Pope Francis warned against misuse of the liturgy that places an emphasis on ideology in a video message sent Friday to a Latin American conference on religious life.

“Let us not forget that a faith that is not inculturated is not authentic. For this reason, I invite you to participate in the process that will provide the true sense of a culture that exists in the soul of the people,” Pope Francis said in the video sent on Aug. 13.

“When this inculturation does not take place, Christian life, and even more so the consecrated life, ends up with the oddest and most ridiculous Gnostic tendencies. We’ve seen this, for example, in the misuse of the liturgy [where] what is important is ideology rather than the reality of the people. This is not the Gospel.”
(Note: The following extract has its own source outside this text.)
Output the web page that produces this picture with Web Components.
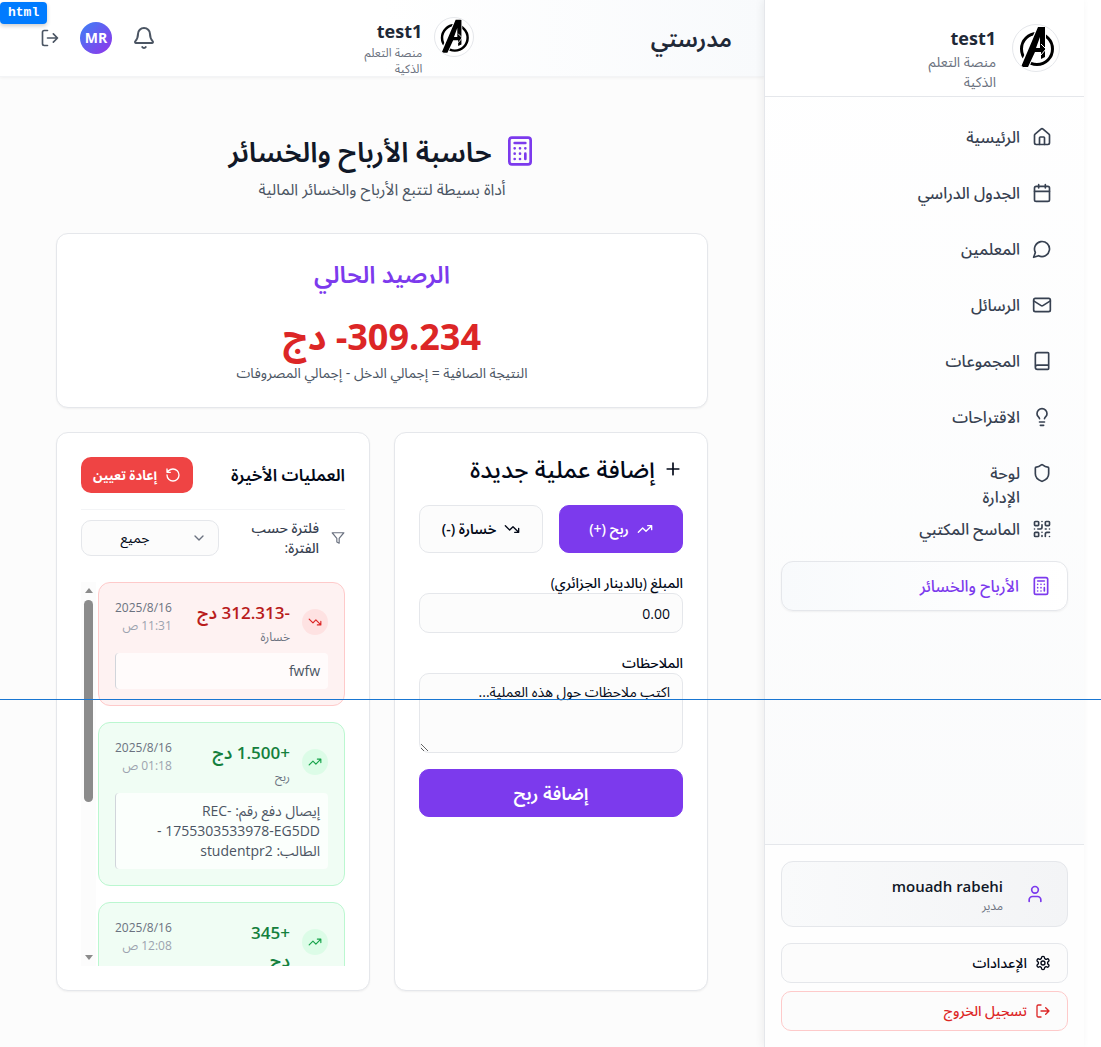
<!DOCTYPE html>
<html lang="ar" dir="rtl">
<head>
<meta charset="utf-8">
<meta name="viewport" content="width=device-width, initial-scale=1">
<title>مدرستي</title>
<style>
  html, body { margin: 0; }
  body {
    background: #fff;
    color: #020817;
    font: 14px/20px "Open Sans", "Noto Sans", "Noto Sans Arabic", sans-serif;
  }
</style>
</head>
<body>
<school-app></school-app>
<script>
const ICONS = {
  home: '<path d="M15 21v-8a1 1 0 0 0-1-1h-4a1 1 0 0 0-1 1v8"/><path d="M3 10a2 2 0 0 1 .709-1.528l7-5.999a2 2 0 0 1 2.582 0l7 5.999A2 2 0 0 1 21 10v9a2 2 0 0 1-2 2H5a2 2 0 0 1-2-2z"/>',
  calendar: '<path d="M8 2v4M16 2v4M3 10h18"/><rect width="18" height="18" x="3" y="4" rx="2"/>',
  chat: '<path d="M7.9 20A9 9 0 1 0 4 16.1L2 22Z"/>',
  mail: '<rect width="20" height="16" x="2" y="4" rx="2"/><path d="m22 7-8.97 5.7a1.94 1.94 0 0 1-2.06 0L2 7"/>',
  book: '<path d="M4 19.5v-15A2.5 2.5 0 0 1 6.5 2H19a1 1 0 0 1 1 1v18a1 1 0 0 1-1 1H6.5a1 1 0 0 1 0-5H20"/>',
  bulb: '<path d="M15 14c.2-1 .7-1.7 1.5-2.5 1-.9 1.5-2.2 1.5-3.5A6 6 0 0 0 6 8c0 1 .2 2.2 1.5 3.5.7.7 1.3 1.5 1.5 2.5M9 18h6M10 22h4"/>',
  shield: '<path d="M20 13c0 5-3.5 7.5-7.66 8.95a1 1 0 0 1-.67-.01C7.5 20.5 4 18 4 13V6a1 1 0 0 1 1-1c2 0 4.5-1.2 6.24-2.72a1.17 1.17 0 0 1 1.52 0C14.51 3.81 17 5 19 5a1 1 0 0 1 1 1z"/>',
  qr: '<rect width="5" height="5" x="3" y="3" rx="1"/><rect width="5" height="5" x="16" y="3" rx="1"/><rect width="5" height="5" x="3" y="16" rx="1"/><path d="M21 16h-3a2 2 0 0 0-2 2v3M21 21v.01M12 7v3a2 2 0 0 1-2 2H7M3 12h.01M12 3h.01M12 16v.01M16 12h1M21 12v.01M12 21v-1"/>',
  calculator: '<rect width="16" height="20" x="4" y="2" rx="2"/><path d="M8 6h8M16 14v4M16 10h.01M12 10h.01M8 10h.01M12 14h.01M8 14h.01M12 18h.01M8 18h.01"/>',
  user: '<path d="M19 21v-2a4 4 0 0 0-4-4H9a4 4 0 0 0-4 4v2"/><circle cx="12" cy="7" r="4"/>',
  gear: '<path d="M12.22 2h-.44a2 2 0 0 0-2 2v.18a2 2 0 0 1-1 1.73l-.43.25a2 2 0 0 1-2 0l-.15-.08a2 2 0 0 0-2.73.73l-.22.38a2 2 0 0 0 .73 2.73l.15.1a2 2 0 0 1 1 1.72v.51a2 2 0 0 1-1 1.74l-.15.09a2 2 0 0 0-.73 2.73l.22.38a2 2 0 0 0 2.73.73l.15-.08a2 2 0 0 1 2 0l.43.25a2 2 0 0 1 1 1.73V20a2 2 0 0 0 2 2h.44a2 2 0 0 0 2-2v-.18a2 2 0 0 1 1-1.73l.43-.25a2 2 0 0 1 2 0l.15.08a2 2 0 0 0 2.73-.73l.22-.39a2 2 0 0 0-.73-2.73l-.15-.08a2 2 0 0 1-1-1.74v-.5a2 2 0 0 1 1-1.74l.15-.09a2 2 0 0 0 .73-2.73l-.22-.38a2 2 0 0 0-2.73-.73l-.15.08a2 2 0 0 1-2 0l-.43-.25a2 2 0 0 1-1-1.73V4a2 2 0 0 0-2-2z"/><circle cx="12" cy="12" r="3"/>',
  logout: '<path d="M9 21H5a2 2 0 0 1-2-2V5a2 2 0 0 1 2-2h4M16 17l5-5-5-5M21 12H9"/>',
  bell: '<path d="M10.268 21a2 2 0 0 0 3.464 0M3.262 15.326A1 1 0 0 0 4 17h16a1 1 0 0 0 .74-1.673C19.41 13.956 18 12.499 18 8A6 6 0 0 0 6 8c0 4.499-1.411 5.956-2.738 7.326"/>',
  plus: '<path d="M5 12h14M12 5v14"/>',
  up: '<path d="m22 7-8.5 8.5-5-5L2 17M16 7h6v6"/>',
  down: '<path d="m22 17-8.5-8.5-5 5L2 7M16 17h6v-6"/>',
  reset: '<path d="M3 12a9 9 0 1 0 9-9 9.75 9.75 0 0 0-6.74 2.74L3 8M3 3v5h5"/>',
  filter: '<path d="M22 3H2l8 9.46V19l4 2v-8.54z"/>',
  chevron: '<path d="m6 9 6 6 6-6"/>'
};

function define(name, template) {
  customElements.define(name, class extends HTMLElement {
    connectedCallback() {
      if (this.shadowRoot) return;
      const root = this.attachShadow({ mode: 'open' });
      root.innerHTML = '<style>*{box-sizing:border-box}h1,h2,p{margin:0}button,input,select,textarea{font:inherit;color:inherit}:host{display:block;box-sizing:border-box}</style>'
        + (typeof template === 'function' ? template(this) : template);
    }
  });
}

define('ui-icon', el => {
  const s = el.getAttribute('size') || 20;
  return `<style>:host{display:block;flex:none;width:${s}px;height:${s}px}svg{display:block}</style>
  <svg width="${s}" height="${s}" viewBox="0 0 24 24" fill="none" stroke="currentColor" stroke-width="2" stroke-linecap="round" stroke-linejoin="round" aria-hidden="true">${ICONS[el.getAttribute('name')]}</svg>`;
});

define('brand-logo', `<style>
  :host{flex:none;border:1px solid #e5e7eb;border-radius:50%;background:#fff;overflow:hidden}
  svg{display:block;width:100%;height:100%}
</style>
<svg viewBox="1 1 46 46" aria-hidden="true">
  <circle cx="25" cy="25" r="15.500" fill="none" stroke="#000" stroke-width="3"/>
  <path d="M26 3h7v21l-4-3v-7l-4 10h4v-3l5 4-5 5v-2h-6l-7 15H8z" fill="#fff" stroke="#fff" stroke-width="2"/>
  <path d="M26 3h7v30l-4 2v-7h-6l-7 15H9zM28 13l-4 11h4z" fill-rule="evenodd"/>
  <path d="m29 20 5 5-5 6" fill="none" stroke="#fff"/>
</svg>`);

define('school-brand', `<style>
  :host{display:flex;align-items:flex-start;gap:var(--brand-gap,12px)}
  brand-logo{width:var(--logo,40px);height:var(--logo,40px)}
  .text{min-width:82px}
  b{display:block;font-size:18px;line-height:28px;font-weight:700;color:#1f2937}
  p{color:#6b7280;font-size:var(--sub,12px);line-height:var(--sub-line,16px)}
</style>
<brand-logo></brand-logo><div class="text"><b>test1</b><p>منصة التعلم<br>الذكية</p></div>`);

define('nav-item', el => `<style>
  a{display:flex;align-items:flex-start;gap:12px;height:48px;padding:12px 16px;border-radius:12px;color:#374151;text-decoration:none;font-size:16px;line-height:24px;font-weight:500}
  ui-icon{margin-top:2px}
  :host([active]) a{height:50px;border:1px solid #e5e7eb;color:#7c3aed;background:linear-gradient(to left,#fff,#f8fafc);box-shadow:0 1px 2px rgba(0,0,0,.05)}
</style><a href="#"><ui-icon name="${el.getAttribute('icon')}"></ui-icon><span><slot></slot></span></a>`);

define('side-bar', `<style>
  :host{display:flex;flex-direction:column;flex:none;width:320px;min-height:100vh;border-left:1px solid #e5e7eb;background:linear-gradient(#fff,#f9fafb);box-shadow:-2px 0 8px rgba(0,0,0,.06);position:relative}
  header{height:97px;padding:24px;background:#fff;border-bottom:1px solid #e5e7eb}
  school-brand{--logo:48px;--brand-gap:16px;--sub:14px;--sub-line:20px}
  nav{flex:1;display:flex;flex-direction:column;gap:8px;padding:16px}
  footer{display:flex;flex-direction:column;gap:8px;padding:16px;background:#fefefe;border-top:1px solid #e5e7eb}
  .user{display:flex;align-items:center;gap:22px;height:66px;padding:0 22px;margin-bottom:8px;border:1px solid #e5e7eb;border-radius:12px;background:linear-gradient(to left,#f3f4f6,#f9fafb)}
  .user ui-icon{color:#7c3aed}
  .user b{display:block;font-size:15px;line-height:24px;font-weight:600;color:#111827}
  .user p{font-size:12px;line-height:16px;color:#6b7280}
  button{display:flex;align-items:center;gap:8px;height:40px;padding:0 16px;border:1px solid #e5e7eb;border-radius:10px;background:#fcfcfc;font-weight:500}
  .out{border-color:#fecaca;color:#dc2626}
</style>
<header><school-brand></school-brand></header>
<nav aria-label="القائمة">
  <nav-item icon="home">الرئيسية</nav-item>
  <nav-item icon="calendar">الجدول الدراسي</nav-item>
  <nav-item icon="chat">المعلمين</nav-item>
  <nav-item icon="mail">الرسائل</nav-item>
  <nav-item icon="book">المجموعات</nav-item>
  <nav-item icon="bulb">الاقتراحات</nav-item>
  <nav-item icon="shield">لوحة<br>الإدارة</nav-item>
  <nav-item icon="qr">الماسح المكتبي</nav-item>
  <nav-item icon="calculator" active>الأرباح والخسائر</nav-item>
</nav>
<footer>
  <div class="user"><ui-icon name="user"></ui-icon><div><b>mouadh rabehi</b><p>مدير</p></div></div>
  <button><ui-icon name="gear" size="16"></ui-icon>الإعدادات</button>
  <button class="out"><ui-icon name="logout" size="16"></ui-icon>تسجيل الخروج</button>
</footer>`);

define('top-bar', `<style>
  :host{display:flex;align-items:center;justify-content:space-between;height:77px;padding:0 32px;border-bottom:1px solid #f3f4f6;background:linear-gradient(to left,#f8fafc,#fff 50%);box-shadow:0 1px 3px rgba(0,0,0,.05)}
  h2{font-size:23px;line-height:32px;font-weight:600;color:#1f2937}
  school-brand{height:42px}
  div{display:flex;align-items:center;gap:12px;color:#4b5563}
  button{display:grid;place-items:center;width:40px;height:40px;padding:0;border:0;background:none}
  button.small{width:36px}
  span{display:grid;place-items:center;width:32px;height:32px;border-radius:50%;background:linear-gradient(135deg,#3b82f6,#9333ea);color:#fff;font-weight:700}
</style>
<h2>مدرستي</h2>
<school-brand></school-brand>
<div><button aria-label="الإشعارات"><ui-icon name="bell" size="24"></ui-icon></button><span>MR</span><button class="small" aria-label="خروج"><ui-icon name="logout"></ui-icon></button></div>`);

define('ui-card', `<style>
  :host{padding:24px;border:1px solid #e5e7eb;border-radius:12px;background:#fff;box-shadow:0 1px 2px rgba(0,0,0,.05);min-width:0}
</style><slot></slot>`);

define('page-title', `<style>
  :host{text-align:center}
  h1{display:flex;align-items:center;justify-content:center;gap:12px;font-size:28px;line-height:36px;font-weight:600;color:#111827}
  ui-icon{color:#7c3aed}
  p{margin-top:8px;font-size:16px;line-height:24px;color:#4b5563}
</style>
<h1><ui-icon name="calculator" size="32"></ui-icon>حاسبة الأرباح والخسائر</h1>
<p>أداة بسيطة لتتبع الأرباح والخسائر المالية</p>`);

define('balance-card', `<style>
  :host{text-align:center}
  h2{font-size:24px;line-height:32px;font-weight:600;color:#7c3aed}
  b{display:block;margin:27px 0 6px;font-size:36px;line-height:40px;font-weight:700;color:#dc2626}
  p{color:#4b5563}
</style>
<ui-card><h2>الرصيد الحالي</h2><b>&lrm;-309.234 دج</b><p>النتيجة الصافية = إجمالي الدخل - إجمالي المصروفات</p></ui-card>`);

define('entry-form', `<style>
  :host{display:grid;min-width:0}
  h2{display:flex;align-items:center;gap:8px;font-size:24px;line-height:24px;font-weight:500}
  .kinds{display:grid;grid-template-columns:1fr 1fr;gap:16px;margin-top:24px}
  button{display:flex;align-items:center;justify-content:center;gap:8px;width:100%;height:48px;padding:0;border:1px solid #e5e7eb;border-radius:10px;background:#fcfcfc;font-weight:600}
  button.main{background:#7c3aed;border-color:#7c3aed;color:#fff}
  label{display:block;margin-top:20px;font-weight:500}
  input,textarea{display:block;width:100%;height:40px;margin:0;padding:8px 12px;border:1px solid #e5e7eb;border-radius:10px;background:#fcfcfc}
  textarea{height:80px;resize:vertical}
  ::placeholder{color:#020817;opacity:1}
  .send{margin-top:16px;font-size:18px}
</style>
<ui-card>
  <h2><ui-icon name="plus"></ui-icon>إضافة عملية جديدة</h2>
  <div class="kinds">
    <button class="main"><ui-icon name="up" size="16"></ui-icon>ربح (+)</button>
    <button><ui-icon name="down" size="16"></ui-icon>خسارة (-)</button>
  </div>
  <label for="amount">المبلغ (بالدينار الجزائري)</label>
  <input id="amount" placeholder="0.00" inputmode="decimal">
  <label for="notes">الملاحظات</label>
  <textarea id="notes" placeholder="اكتب ملاحظات حول هذه العملية..."></textarea>
  <button class="main send">إضافة ربح</button>
</ui-card>`);

define('operation-item', el => {
  const loss = el.getAttribute('kind') === 'loss';
  return `<style>
  :host{flex:none;padding:16px;border:1px solid ${loss ? '#fecaca' : '#bbf7d0'};border-radius:12px;background:${loss ? '#fef2f2' : '#f0fdf4'}}
  .row{display:flex;align-items:flex-start;gap:12px}
  .dot{flex:none;margin-top:10px;padding:6px;border-radius:50%;background:${loss ? '#fee2e2' : '#dcfce7'};color:${loss ? '#dc2626' : '#16a34a'}}
  .sum{flex:1}
  b{display:block;font-size:17px;line-height:28px;font-weight:600;color:${loss ? '#b91c1c' : '#15803d'}}
  small{display:block;font-size:12px;line-height:18px;color:#6b7280}
  .sum small{margin-top:2px;line-height:16px}
  small.time{color:#9ca3af}
  .note{margin-top:8px;padding:8px;border-left:1px solid #d1d5db;border-radius:4px;background:rgba(255,255,255,.7) padding-box;color:#4b5563}
  </style>
  <div class="row"><span class="dot"><ui-icon name="${loss ? 'down' : 'up'}" size="14"></ui-icon></span>
  <div class="sum"><b><slot name="amount"></slot></b><small>${loss ? 'خسارة' : 'ربح'}</small></div>
  <div><small>2025/8/16</small><small class="time">${el.getAttribute('time')}</small></div></div>
  <div class="note"><slot></slot></div>`;
});

define('scroll-track', `<style>
  :host{display:flex;flex-direction:column;align-items:center;justify-content:space-between;flex:none;width:15px;padding:6px 0;background:#fcfcfc}
  i{border:4px solid transparent}
  .up{border-top:0;border-bottom:5px solid #8b8b8b}
  .down{border-bottom:0;border-top:5px solid #8b8b8b}
  div{flex:1;width:9px;margin:7px 0 6px}
  span{display:block;height:58%;border-radius:5px;background:#8b8b8b}
</style><i class="up"></i><div><span></span></div><i class="down"></i>`);

define('operation-list', `<style>
  :host{display:grid;min-width:0}
  .head{display:flex;align-items:center;justify-content:space-between;padding-bottom:16px;border-bottom:1px solid #f3f4f6}
  h2{font-size:17px;line-height:28px;font-weight:600}
  button{display:flex;align-items:center;gap:8px;height:36px;padding:0 12px;border:0;border-radius:10px;background:#ef4444;color:#fff;font-size:13px;font-weight:700}
  .filter{display:flex;align-items:center;gap:12px;margin:8px 0 24px;color:#6b7280}
  label{flex:1;color:#374151;font-weight:500}
  .pick{display:grid;align-items:center;flex:none;width:138px}
  .pick > *{grid-area:1/1}
  select{appearance:none;width:100%;height:36px;margin:0;padding:0 42px 0 12px;border:1px solid #e5e7eb;border-radius:10px;background:#fcfcfc;color:#020817;text-align:center;text-align-last:center}
  .pick ui-icon{margin-right:12px;pointer-events:none}
  .view{display:flex;gap:2px;height:384px}
  .items{flex:1;min-width:0;display:flex;flex-direction:column;gap:16px;overflow:hidden}
</style>
<ui-card>
  <div class="head"><h2>العمليات الأخيرة</h2><button><ui-icon name="reset" size="16"></ui-icon>إعادة تعيين</button></div>
  <div class="filter"><ui-icon name="filter" size="14"></ui-icon><label for="period">فلترة حسب<br>الفترة:</label>
    <div class="pick"><select id="period"><option>جميع</option></select><ui-icon name="chevron" size="16"></ui-icon></div></div>
  <div class="view">
    <div class="items">
      <operation-item kind="loss" time="11:31 ص"><span slot="amount">-312.313 دج</span>fwfw</operation-item>
      <operation-item kind="gain" time="01:18 ص"><span slot="amount">+1.500 دج</span>إيصال دفع رقم: REC-1755303533978-EG5DD - الطالب: studentpr2</operation-item>
      <operation-item kind="gain" time="12:08 ص"><span slot="amount">+345<br>دج</span></operation-item>
    </div>
    <scroll-track></scroll-track>
  </div>
</ui-card>`);

define('inspect-overlay', `<style>
  :host{position:absolute;inset:0;pointer-events:none}
  span{position:absolute;left:0;top:2px;padding:0 8px;border-radius:4px;background:#007bff;color:#fff;font:700 13px/22px "Liberation Mono",monospace;box-shadow:0 2px 4px rgba(0,0,0,.2)}
  i{position:absolute;left:0;right:0;top:699px;border-top:1px solid #1976d2}
</style><i></i><span>html</span>`);

define('school-app', `<style>
  :host{display:flex;position:relative;min-height:100vh;padding-right:17px}
  .page{flex:1;min-width:0;background:#fcfcfc}
  main{padding:56px}
  balance-card{margin:32px 0 24px}
  .cols{display:grid;grid-template-columns:1fr 1fr;gap:24px}
</style>
<side-bar></side-bar>
<div class="page">
  <top-bar></top-bar>
  <main>
    <page-title></page-title>
    <balance-card></balance-card>
    <div class="cols"><entry-form></entry-form><operation-list></operation-list></div>
  </main>
</div>
<inspect-overlay></inspect-overlay>`);
</script>
</body>
</html>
The pope’s video message was featured at a virtual conference organized by the Confederation of Latin American and Caribbean Religious (CLAR).

The conference focused on inculturation, a concept which John Paul II described as the process by which “the Church makes the Gospel incarnate in different cultures and at the same time introduces peoples, together with their cultures, into her own community.”

Pope Francis said that many men and women in religious life can be tempted to focus on the decline in numbers of vocations in their orders. He urged them to “renounce the criterion of numbers.”

“Otherwise it can turn you into fearful disciples, trapped in the past and giving into nostalgia. This nostalgia is fundamentally the siren song of religious life,” Francis said.

Instead of focusing on numbers, religious should focus on evangelization and “leave the rest to the Holy Spirit,” the pope said.

“I would like to remind you that joy, the highest expression of life in Christ, is the greatest witness we can offer the holy people of God whom we are called to serve and accompany on their pilgrimage toward the encounter with the Father,” he said. “Peace, joy, and a sense of humor.”

“How sad it is to see consecrated men and  women who have no sense of humor, who take everything so seriously …  To be with Jesus is to be joyful,” Pope Francis said.

“May the Holy Virgin protect you. She knows all about encounter, fraternity, patience, and inculturation,” he said.